Boosts motor skills and cognitive function
Swimming is hugely popular in Australia. As a culture that is heavily into water-sports, from lifeguarding to surfing to competitive swimming, strapping on a pair of kids’ swim goggles and hitting the water is something that Australians learn early.
One study down under looked at the effect of early-childhood swimming lessons on the motor and cognitive skills of children.
The study, which was carried out by the Griffith Institute for Educational Research and famed Australian swim coach Laurie Lawrence’s Kids Swim Alive program found a strong correlation between swimming lessons at an early age and increased verbal, math, and literacy skills later in childhood.
Children were surveyed over a four-year span, with children in Australia, the United States, and New Zealand. The kids had a head-start of six to fifteen months compared to the normal population.
An Icelandic study from 2010 found that children who had undertaken some sort of baby swimming program between two and three months had a significantly broader set of motor skills at age four compared to children who didn’t have baby swimming lessons.

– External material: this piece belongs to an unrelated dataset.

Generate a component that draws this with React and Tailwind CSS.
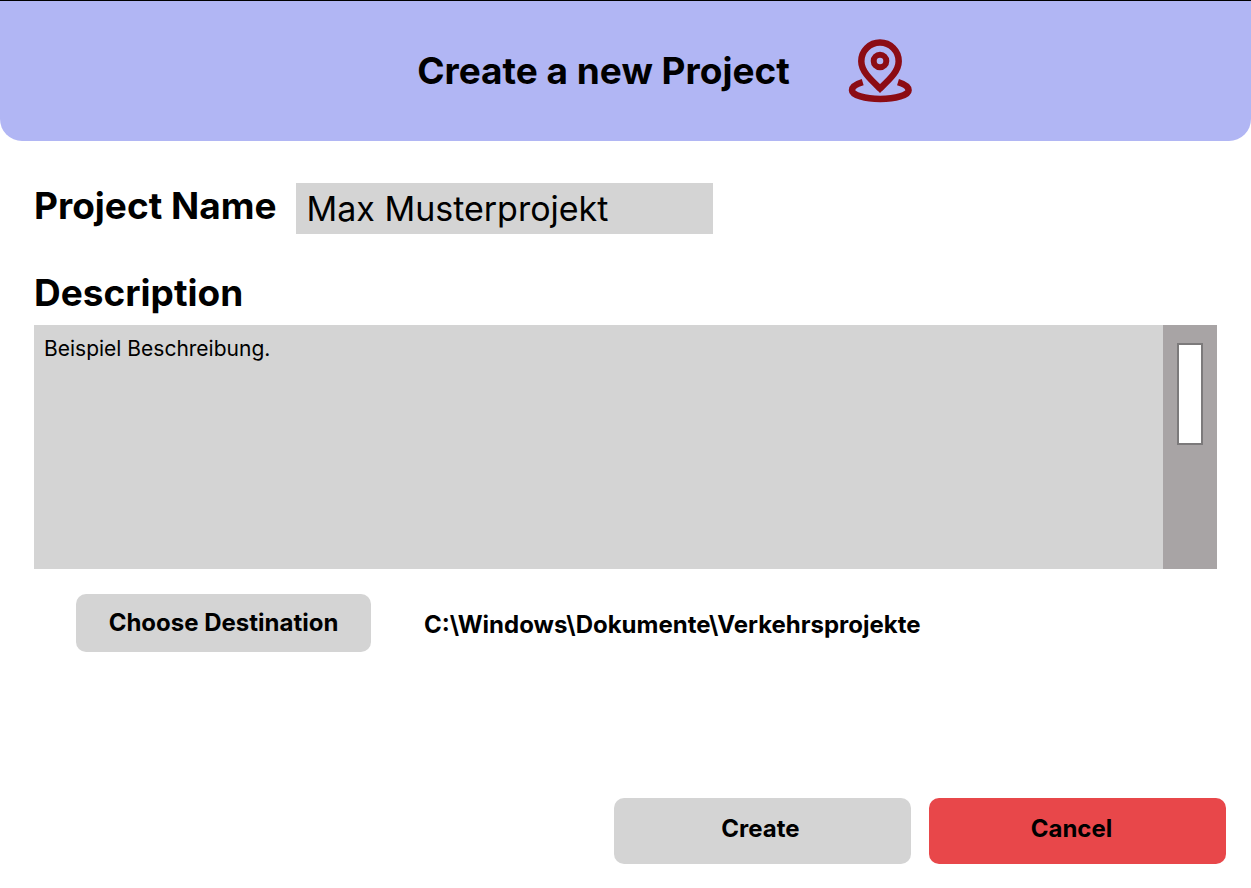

Particular benefits in the swimming group were increased prehension (catching, ball rolling) and static balance (being able to balance on one leg, walking with heels raised).
Swimming lessons boost self-esteem
On top of the socializing aspects of bringing your toddler to a learn-to-swim class, there is evidence that these kinds of classes can boost self-esteem, increase comfort in social situations, and encourage autonomy.
Personal development isn’t something that always comes to mind when we are thinking about when it comes to picking up swimming skills, but research dating back to the 1970s shows that “swimming babies” are more adaptable to new situations, have a stronger sense of self, and become more independent.
Early motor stimulation, in our case with swimming, predicts higher intelligence scores, “differences in movement quality, movement accuracy, and balancing and reaction ability compared with children of the control group.”
Baby swimming lessons are awesome parent-baby bonding time
Baby swimming lessons are typically performed with a parent (or two) in the water together with the child. This is high-grade, quality bonding time.
Swim teams and clubs that run “learn to swim” programs regularly promote this one-on-one quality time as a peak benefit to baby swimming lessons.
Swimming helps build muscle.
If you have spent time in the lap pool in the past (or this morning, as I did—hence the smell of chlorine wafting through your screen), you know that swimming is a full-body activity.
Using the whole body is one of my favorite health benefits of swimming laps, and while your little kiddo won’t be putting down any Michael Phelps’ performances, they will be exploring a full range of motion and all of their little muscles while in the water.
As Swim England notes, “Working and strengthening all of their muscles effectively helps them to make them stronger.”
Swimming is a family activity
Whether this means signing up our child later in life to organized swimming and pursuing the competitive swimmer lifestyle, or just spending quality time as a family down at the beach, being in the water is an activity for life.
Swimming is something that children can enjoy now and into their later years, and it is something that the whole family can do as part of an active lifestyle.
Baby swim lessons will help with sleep patterns
One of the fun challenges of parenting is navigating the ever-changing and ever-challenging sleep cycles of growing children.
Lifelong competitive swimmers know the knock-out power of a good swim, and it’s no different for babies. Even though it looks like they are relaxing and chilling in the water, make no mistake, your little baby is exerting themselves (remember what we mentioned about the full-body nature of this exercise?) in a big way.
Combine that with your baby getting to use that powerful kick reflex (which they often shed by the time they get to around six months), and you will find that regular sessions in the pool will result in deeper and longers sessions in the crib.